Aim
Within the listing below, locate all lines containing the word "index". Copy each one.

Dataset content
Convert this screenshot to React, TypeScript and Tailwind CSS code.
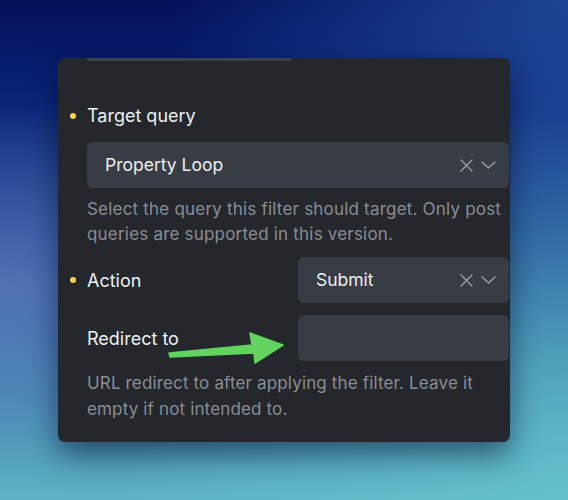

---

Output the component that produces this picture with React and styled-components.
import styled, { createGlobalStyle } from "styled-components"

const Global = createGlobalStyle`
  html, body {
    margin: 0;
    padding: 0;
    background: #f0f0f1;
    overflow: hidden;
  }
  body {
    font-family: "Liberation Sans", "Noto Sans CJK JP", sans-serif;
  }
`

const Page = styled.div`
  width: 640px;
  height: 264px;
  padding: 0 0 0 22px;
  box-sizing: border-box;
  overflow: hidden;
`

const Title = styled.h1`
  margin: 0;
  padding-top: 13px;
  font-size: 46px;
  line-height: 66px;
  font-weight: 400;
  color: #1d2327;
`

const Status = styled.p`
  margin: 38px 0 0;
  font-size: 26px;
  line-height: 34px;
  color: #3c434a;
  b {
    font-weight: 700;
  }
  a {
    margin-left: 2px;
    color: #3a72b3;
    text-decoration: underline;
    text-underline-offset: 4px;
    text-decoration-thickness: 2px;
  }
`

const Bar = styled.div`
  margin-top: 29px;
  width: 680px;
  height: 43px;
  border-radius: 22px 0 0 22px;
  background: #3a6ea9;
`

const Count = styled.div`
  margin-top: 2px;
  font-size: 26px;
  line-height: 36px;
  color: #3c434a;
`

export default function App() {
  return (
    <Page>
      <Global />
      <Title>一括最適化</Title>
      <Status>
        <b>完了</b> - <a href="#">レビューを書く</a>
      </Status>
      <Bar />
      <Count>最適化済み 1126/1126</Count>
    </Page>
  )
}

* * *

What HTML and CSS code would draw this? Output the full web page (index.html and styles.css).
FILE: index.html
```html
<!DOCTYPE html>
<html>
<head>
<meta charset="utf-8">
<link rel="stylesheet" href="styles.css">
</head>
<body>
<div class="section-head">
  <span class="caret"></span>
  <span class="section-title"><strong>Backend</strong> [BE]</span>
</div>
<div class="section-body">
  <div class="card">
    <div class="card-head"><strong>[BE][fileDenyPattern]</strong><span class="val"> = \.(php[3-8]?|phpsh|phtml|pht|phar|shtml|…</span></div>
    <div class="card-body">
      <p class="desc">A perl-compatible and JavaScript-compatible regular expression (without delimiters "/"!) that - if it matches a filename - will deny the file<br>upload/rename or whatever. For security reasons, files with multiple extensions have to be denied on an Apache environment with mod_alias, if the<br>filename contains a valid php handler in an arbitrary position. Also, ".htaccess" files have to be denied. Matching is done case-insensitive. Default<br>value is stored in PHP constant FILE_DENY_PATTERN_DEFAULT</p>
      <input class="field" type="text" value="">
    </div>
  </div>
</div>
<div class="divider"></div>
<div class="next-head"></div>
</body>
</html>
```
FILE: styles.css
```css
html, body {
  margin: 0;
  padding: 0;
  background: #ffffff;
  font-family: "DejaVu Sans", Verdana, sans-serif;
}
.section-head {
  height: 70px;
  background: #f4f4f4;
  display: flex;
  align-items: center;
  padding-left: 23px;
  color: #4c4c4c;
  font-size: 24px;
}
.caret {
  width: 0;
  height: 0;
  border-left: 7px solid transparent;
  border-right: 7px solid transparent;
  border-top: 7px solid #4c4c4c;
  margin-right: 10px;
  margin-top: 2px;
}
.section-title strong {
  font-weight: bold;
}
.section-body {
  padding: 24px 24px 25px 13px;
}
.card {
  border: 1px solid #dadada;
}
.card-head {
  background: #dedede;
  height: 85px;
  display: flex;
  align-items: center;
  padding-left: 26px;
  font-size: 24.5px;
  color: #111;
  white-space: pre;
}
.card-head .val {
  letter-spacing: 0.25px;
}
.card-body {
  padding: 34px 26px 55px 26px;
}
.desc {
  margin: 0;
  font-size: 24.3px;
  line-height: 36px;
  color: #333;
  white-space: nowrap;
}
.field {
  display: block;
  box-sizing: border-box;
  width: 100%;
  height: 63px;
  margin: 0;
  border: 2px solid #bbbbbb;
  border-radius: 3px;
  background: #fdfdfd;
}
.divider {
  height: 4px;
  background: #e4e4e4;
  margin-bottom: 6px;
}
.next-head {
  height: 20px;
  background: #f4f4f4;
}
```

Solution for this exercise
What HTML and CSS code would draw this? Output the full web page (index.html and styles.css).
FILE: index.html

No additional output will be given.